→ **Work to do**
Retype only the lines below from the one with "Emit a component" to the one with "1, strokeDasharray: '1", inclusive, skipping every image.

*****

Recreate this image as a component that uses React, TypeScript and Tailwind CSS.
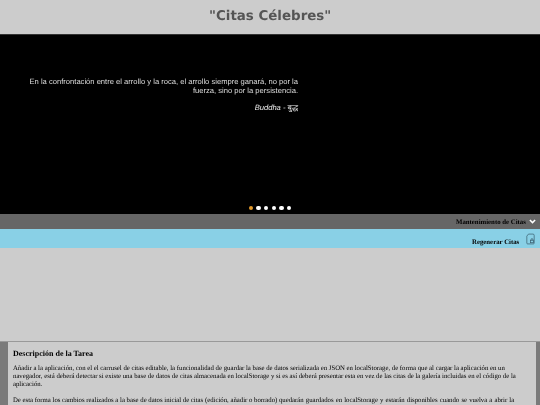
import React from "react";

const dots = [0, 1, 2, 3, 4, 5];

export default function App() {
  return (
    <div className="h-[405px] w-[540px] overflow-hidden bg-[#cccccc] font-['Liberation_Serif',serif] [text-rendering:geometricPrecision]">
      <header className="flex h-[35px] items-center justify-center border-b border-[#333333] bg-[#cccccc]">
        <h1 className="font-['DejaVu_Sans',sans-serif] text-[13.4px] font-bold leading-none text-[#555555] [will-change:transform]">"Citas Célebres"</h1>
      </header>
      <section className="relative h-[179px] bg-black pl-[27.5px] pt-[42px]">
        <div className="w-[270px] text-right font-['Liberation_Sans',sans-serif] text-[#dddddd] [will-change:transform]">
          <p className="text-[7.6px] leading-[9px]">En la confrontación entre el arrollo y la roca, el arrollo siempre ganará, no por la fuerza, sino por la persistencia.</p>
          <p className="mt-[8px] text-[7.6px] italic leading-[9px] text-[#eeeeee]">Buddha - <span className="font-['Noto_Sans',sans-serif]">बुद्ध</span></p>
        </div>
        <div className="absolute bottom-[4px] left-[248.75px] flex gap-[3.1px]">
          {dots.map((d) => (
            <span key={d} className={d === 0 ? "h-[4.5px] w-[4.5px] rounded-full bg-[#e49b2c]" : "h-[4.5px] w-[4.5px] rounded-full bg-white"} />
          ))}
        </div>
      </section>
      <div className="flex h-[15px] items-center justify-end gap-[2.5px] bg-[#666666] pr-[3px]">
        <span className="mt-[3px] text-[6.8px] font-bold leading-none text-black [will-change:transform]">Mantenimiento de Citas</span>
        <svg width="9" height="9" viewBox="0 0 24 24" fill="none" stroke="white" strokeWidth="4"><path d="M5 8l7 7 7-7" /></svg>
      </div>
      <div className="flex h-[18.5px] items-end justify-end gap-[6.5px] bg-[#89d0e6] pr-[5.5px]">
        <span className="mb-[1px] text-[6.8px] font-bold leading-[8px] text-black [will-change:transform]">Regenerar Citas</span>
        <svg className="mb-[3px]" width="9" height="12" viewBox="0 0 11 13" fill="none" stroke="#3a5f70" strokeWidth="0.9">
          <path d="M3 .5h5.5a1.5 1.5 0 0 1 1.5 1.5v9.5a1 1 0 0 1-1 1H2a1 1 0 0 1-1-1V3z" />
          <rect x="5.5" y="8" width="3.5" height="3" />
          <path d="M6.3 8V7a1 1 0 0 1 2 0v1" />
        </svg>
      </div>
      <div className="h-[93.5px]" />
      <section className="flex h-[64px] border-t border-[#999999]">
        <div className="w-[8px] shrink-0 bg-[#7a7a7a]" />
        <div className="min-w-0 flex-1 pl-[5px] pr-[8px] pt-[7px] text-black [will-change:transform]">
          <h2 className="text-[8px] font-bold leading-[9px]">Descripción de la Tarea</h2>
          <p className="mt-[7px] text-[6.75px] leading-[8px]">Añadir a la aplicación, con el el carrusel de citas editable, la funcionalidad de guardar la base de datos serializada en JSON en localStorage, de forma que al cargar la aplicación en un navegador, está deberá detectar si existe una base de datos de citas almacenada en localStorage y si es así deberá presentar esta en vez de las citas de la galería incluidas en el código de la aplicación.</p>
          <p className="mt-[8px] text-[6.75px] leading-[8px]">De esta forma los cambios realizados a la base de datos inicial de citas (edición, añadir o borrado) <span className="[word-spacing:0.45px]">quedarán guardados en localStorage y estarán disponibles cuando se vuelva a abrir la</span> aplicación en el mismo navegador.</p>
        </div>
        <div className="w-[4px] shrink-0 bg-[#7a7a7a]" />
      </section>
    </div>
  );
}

*****

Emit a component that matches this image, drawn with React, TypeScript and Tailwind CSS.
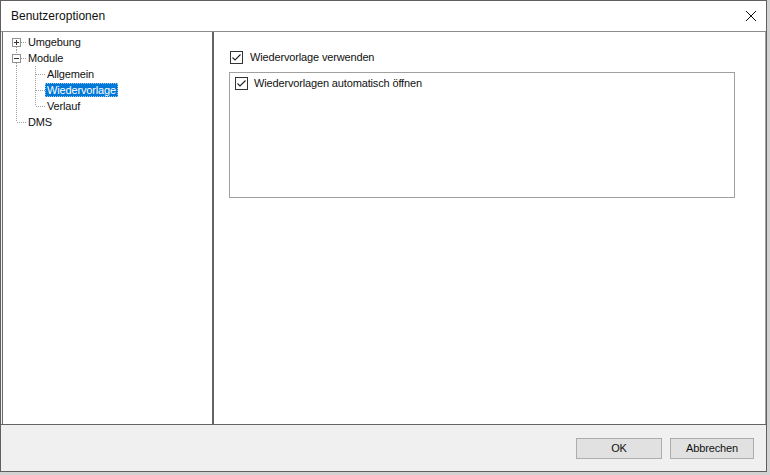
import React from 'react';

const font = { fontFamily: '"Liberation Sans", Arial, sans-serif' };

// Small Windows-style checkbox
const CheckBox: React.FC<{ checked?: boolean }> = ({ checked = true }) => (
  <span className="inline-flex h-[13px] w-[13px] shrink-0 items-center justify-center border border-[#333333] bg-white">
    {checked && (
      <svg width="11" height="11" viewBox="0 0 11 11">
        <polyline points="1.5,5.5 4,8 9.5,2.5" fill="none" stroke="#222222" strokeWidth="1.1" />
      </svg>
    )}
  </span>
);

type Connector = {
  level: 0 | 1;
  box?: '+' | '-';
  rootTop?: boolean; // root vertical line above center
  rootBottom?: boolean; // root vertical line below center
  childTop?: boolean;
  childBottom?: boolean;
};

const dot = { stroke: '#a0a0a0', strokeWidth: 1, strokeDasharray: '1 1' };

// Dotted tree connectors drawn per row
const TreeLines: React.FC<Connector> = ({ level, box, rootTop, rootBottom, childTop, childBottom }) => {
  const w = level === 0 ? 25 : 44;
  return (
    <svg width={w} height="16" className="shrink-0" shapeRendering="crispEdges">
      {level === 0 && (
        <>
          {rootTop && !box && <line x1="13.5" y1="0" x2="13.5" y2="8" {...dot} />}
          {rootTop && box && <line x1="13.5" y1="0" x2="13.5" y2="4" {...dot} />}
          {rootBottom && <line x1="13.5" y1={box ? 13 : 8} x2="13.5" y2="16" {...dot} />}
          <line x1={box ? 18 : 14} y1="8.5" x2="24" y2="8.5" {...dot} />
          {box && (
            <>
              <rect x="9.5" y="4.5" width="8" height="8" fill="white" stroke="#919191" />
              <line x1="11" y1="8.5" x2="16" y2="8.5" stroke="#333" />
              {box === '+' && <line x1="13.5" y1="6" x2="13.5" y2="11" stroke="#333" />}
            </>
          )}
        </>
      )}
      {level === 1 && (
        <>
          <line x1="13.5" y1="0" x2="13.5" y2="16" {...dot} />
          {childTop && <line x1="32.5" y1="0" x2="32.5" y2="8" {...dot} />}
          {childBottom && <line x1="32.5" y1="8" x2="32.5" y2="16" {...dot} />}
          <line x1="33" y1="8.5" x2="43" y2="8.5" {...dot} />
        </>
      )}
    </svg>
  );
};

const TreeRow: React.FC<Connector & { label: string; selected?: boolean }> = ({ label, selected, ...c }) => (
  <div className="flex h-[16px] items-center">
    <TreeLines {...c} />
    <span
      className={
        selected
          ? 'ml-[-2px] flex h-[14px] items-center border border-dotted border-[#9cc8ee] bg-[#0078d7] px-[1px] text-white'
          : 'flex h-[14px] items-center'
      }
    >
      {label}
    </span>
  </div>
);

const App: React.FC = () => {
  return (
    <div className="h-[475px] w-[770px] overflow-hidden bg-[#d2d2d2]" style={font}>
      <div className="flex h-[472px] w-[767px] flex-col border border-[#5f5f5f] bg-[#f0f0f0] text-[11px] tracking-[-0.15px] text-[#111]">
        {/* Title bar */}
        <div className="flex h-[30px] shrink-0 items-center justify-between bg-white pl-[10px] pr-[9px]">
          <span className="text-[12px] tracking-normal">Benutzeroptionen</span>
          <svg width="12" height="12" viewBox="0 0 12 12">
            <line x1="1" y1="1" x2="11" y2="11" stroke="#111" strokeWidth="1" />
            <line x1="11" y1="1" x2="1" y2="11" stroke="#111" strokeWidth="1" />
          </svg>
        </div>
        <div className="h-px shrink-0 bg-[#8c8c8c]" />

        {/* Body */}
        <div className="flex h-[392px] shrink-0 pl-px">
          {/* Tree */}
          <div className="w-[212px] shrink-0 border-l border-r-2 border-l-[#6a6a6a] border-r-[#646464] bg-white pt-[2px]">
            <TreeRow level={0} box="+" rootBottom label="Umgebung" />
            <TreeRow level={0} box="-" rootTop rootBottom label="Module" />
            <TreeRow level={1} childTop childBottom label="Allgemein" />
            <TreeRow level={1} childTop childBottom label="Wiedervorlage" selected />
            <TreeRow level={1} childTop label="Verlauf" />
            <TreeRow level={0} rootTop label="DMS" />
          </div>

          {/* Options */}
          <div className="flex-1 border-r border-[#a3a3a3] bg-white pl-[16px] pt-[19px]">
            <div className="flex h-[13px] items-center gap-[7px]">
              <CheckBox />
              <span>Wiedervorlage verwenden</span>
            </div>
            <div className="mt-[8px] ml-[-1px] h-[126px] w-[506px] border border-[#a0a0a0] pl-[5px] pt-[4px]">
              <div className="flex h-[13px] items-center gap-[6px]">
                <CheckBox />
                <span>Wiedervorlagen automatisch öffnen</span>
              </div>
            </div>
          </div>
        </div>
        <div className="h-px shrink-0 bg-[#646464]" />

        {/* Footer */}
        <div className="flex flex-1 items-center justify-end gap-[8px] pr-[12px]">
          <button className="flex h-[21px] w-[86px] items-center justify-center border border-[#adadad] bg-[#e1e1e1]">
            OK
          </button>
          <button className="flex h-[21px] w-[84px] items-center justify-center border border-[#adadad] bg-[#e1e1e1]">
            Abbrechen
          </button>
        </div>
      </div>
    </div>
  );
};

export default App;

*****

→ **Solution for this problem**
Emit a component that matches this image, drawn with React, TypeScript and Tailwind CSS.
import React from 'react';

const font = { fontFamily: '"Liberation Sans", Arial, sans-serif' };

// Small Windows-style checkbox
const CheckBox: React.FC<{ checked?: boolean }> = ({ checked = true }) => (
  <span className="inline-flex h-[13px] w-[13px] shrink-0 items-center justify-center border border-[#333333] bg-white">
    {checked && (
      <svg width="11" height="11" viewBox="0 0 11 11">
        <polyline points="1.5,5.5 4,8 9.5,2.5" fill="none" stroke="#222222" strokeWidth="1.1" />
      </svg>
    )}
  </span>
);

type Connector = {
  level: 0 | 1;
  box?: '+' | '-';
  rootTop?: boolean; // root vertical line above center
  rootBottom?: boolean; // root vertical line below center
  childTop?: boolean;
  childBottom?: boolean;
};

const dot = { stroke: '#a0a0a0', strokeWidth: 1, strokeDasharray: '1 1' };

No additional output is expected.